Louis Enricht
Inventor
1844 – 1923
Who was Louis Enricht?
Louis Enricht was a US inventor who claimed that he had invented a substitute for gasoline.
In 1916, during World War I, Enricht announced that he had invented a cheap substance that, added to ordinary tap water, would be a substitute for gasoline.
Henry Ford visited Enrich at Farmington along with Fords' New York manager in 1918.

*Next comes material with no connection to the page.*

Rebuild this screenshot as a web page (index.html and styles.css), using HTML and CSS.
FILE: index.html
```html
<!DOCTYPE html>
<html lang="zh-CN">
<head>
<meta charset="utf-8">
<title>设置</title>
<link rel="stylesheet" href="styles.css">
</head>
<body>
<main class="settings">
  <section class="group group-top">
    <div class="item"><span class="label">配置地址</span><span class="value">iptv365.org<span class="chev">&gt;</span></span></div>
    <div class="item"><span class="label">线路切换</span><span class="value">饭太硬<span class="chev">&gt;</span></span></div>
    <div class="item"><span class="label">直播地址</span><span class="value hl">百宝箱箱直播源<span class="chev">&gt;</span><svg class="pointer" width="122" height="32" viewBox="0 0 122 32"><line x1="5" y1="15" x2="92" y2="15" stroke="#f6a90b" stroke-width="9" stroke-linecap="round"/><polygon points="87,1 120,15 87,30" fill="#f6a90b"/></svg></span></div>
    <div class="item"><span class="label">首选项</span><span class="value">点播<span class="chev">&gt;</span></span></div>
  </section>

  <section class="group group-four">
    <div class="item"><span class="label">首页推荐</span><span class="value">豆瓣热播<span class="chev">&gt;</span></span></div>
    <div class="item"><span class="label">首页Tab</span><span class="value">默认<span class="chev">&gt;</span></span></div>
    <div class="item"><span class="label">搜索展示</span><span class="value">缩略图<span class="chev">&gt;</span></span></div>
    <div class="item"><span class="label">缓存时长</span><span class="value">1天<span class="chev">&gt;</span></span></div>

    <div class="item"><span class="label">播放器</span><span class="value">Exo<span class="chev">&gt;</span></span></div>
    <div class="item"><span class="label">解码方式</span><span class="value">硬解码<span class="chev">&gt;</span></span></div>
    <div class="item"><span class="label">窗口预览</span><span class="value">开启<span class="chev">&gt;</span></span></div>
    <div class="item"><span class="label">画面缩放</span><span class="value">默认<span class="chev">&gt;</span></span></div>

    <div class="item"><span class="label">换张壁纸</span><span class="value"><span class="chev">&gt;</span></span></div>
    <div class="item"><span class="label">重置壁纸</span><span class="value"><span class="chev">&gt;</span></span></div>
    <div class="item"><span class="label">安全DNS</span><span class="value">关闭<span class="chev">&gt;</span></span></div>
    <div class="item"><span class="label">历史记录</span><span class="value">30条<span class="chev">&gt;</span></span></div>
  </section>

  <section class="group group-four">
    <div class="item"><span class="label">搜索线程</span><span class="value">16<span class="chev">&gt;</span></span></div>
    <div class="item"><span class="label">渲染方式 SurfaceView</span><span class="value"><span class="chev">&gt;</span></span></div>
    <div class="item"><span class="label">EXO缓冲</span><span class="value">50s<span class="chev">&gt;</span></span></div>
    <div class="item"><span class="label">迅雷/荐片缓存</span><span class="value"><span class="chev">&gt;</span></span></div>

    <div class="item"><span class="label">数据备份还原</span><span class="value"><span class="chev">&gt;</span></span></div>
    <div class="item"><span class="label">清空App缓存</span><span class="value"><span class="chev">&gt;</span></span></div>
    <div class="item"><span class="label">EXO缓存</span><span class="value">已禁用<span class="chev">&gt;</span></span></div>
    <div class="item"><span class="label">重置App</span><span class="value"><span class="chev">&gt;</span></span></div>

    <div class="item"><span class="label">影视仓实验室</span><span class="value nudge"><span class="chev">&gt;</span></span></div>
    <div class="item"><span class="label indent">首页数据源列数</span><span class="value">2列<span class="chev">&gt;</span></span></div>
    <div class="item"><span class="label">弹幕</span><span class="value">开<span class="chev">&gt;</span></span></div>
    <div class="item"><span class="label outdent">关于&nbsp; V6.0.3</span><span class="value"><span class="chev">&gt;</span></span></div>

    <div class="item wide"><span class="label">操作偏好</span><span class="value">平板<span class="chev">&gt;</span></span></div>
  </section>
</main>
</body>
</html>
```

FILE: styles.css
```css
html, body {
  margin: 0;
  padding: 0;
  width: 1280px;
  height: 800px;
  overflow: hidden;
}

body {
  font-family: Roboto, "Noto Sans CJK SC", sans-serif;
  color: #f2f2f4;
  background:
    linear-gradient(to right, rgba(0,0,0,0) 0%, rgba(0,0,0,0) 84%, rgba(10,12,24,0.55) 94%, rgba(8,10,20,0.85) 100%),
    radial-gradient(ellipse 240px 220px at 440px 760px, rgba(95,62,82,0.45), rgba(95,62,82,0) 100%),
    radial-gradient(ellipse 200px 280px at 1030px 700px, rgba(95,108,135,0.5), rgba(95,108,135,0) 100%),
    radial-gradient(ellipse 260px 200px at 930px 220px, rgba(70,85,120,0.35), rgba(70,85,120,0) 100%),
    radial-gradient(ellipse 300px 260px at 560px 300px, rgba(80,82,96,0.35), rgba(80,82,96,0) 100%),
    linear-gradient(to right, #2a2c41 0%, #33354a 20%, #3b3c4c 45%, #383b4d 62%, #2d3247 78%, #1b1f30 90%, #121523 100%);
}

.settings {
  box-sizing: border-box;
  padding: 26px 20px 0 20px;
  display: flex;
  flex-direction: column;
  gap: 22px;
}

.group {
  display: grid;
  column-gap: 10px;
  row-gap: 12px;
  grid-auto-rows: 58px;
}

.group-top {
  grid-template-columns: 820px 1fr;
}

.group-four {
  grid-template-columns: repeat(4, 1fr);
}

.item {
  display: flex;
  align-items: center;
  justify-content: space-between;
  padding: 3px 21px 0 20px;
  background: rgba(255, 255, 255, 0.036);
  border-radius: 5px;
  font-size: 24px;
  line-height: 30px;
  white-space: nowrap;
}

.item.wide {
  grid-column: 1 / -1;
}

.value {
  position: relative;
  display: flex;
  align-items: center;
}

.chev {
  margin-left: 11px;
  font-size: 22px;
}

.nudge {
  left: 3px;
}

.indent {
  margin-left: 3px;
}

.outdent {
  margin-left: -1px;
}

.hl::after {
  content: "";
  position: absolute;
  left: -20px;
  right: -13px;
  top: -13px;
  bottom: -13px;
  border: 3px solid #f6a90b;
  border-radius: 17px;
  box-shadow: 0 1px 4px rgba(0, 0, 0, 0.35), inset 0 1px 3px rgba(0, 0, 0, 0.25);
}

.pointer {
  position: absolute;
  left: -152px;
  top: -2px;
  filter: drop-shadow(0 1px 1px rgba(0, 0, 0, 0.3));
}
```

In a press conference in Farmingdale, Long Island, he first asked the reporters to check that there was no supplementary tank in the car he had brought. Then he asked one of the reporters to fetch him a bucket of water. He poured greenish liquid into water and filled a gas tank of the car with it. When the car started, it also emitted a strong smell of almonds. Enricht invited the witnesses to use it in their own vehicles.
Enricht admitted that the smell of almonds came from cyanide but until his lawyer could patent the formula, he would keep silent about it. He received millions of dollars - including $100,000 from Hiram Maxim who said he would pay the rest when Enricht would reveal his formula.

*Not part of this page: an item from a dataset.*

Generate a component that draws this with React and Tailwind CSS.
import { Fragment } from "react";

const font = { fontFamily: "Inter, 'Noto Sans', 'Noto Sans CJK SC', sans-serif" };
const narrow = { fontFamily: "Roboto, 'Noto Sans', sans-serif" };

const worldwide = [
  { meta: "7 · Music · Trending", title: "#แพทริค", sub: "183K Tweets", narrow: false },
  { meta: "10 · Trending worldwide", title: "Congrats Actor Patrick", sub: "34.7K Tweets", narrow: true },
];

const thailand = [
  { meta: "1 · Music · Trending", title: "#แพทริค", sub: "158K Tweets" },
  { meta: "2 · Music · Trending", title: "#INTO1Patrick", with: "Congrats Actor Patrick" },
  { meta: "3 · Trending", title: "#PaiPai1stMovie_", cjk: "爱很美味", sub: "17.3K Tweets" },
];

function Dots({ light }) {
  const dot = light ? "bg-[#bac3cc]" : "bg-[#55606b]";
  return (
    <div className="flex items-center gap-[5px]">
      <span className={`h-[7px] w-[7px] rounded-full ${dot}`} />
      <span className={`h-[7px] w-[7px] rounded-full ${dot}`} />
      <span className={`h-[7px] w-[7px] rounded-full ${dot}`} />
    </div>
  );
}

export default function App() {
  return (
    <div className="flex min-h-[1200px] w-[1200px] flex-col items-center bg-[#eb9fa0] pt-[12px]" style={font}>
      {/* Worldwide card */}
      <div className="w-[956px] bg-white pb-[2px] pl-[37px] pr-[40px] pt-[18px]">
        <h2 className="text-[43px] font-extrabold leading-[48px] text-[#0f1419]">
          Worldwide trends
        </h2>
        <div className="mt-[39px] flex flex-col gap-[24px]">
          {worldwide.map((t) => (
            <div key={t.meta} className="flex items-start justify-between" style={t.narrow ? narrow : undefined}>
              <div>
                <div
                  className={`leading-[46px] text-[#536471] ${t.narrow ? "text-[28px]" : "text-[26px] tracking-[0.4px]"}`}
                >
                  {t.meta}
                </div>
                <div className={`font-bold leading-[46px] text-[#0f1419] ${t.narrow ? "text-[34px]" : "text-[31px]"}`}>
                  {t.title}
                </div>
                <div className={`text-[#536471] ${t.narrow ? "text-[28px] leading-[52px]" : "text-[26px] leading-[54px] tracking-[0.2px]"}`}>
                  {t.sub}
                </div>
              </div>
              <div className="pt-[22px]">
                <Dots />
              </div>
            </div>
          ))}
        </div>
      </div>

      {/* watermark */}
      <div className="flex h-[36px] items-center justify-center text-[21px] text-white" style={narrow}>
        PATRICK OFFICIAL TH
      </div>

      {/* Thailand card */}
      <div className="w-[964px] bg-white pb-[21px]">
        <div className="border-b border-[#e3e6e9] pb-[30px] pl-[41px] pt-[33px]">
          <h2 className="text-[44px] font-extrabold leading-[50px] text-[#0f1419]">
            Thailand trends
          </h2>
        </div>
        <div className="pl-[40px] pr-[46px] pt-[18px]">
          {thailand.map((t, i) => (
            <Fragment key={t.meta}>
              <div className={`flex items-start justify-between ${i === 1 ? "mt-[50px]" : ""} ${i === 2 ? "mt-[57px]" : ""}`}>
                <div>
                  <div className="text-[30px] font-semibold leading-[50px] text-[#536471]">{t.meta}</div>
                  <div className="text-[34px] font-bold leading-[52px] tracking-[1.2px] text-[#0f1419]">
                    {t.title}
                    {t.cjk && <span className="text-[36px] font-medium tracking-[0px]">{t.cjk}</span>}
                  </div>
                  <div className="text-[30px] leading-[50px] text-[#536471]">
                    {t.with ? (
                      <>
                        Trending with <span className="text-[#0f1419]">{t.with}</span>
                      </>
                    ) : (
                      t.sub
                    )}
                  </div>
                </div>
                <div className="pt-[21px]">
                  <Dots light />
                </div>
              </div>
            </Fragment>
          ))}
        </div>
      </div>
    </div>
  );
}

Maxim reputedly later dropped the offer but a banker named Yoakum offered Enricht the same amount. Yoakum received a sealed envelope that supposedly contained the formula. When he heard a - probably unfounded - rumor that Enricht was suspected of being a German spy, he opened the envelope - breaking his part of the agreement - and found only a couple of liberty bonds. He failed to get Enricht tried for treason.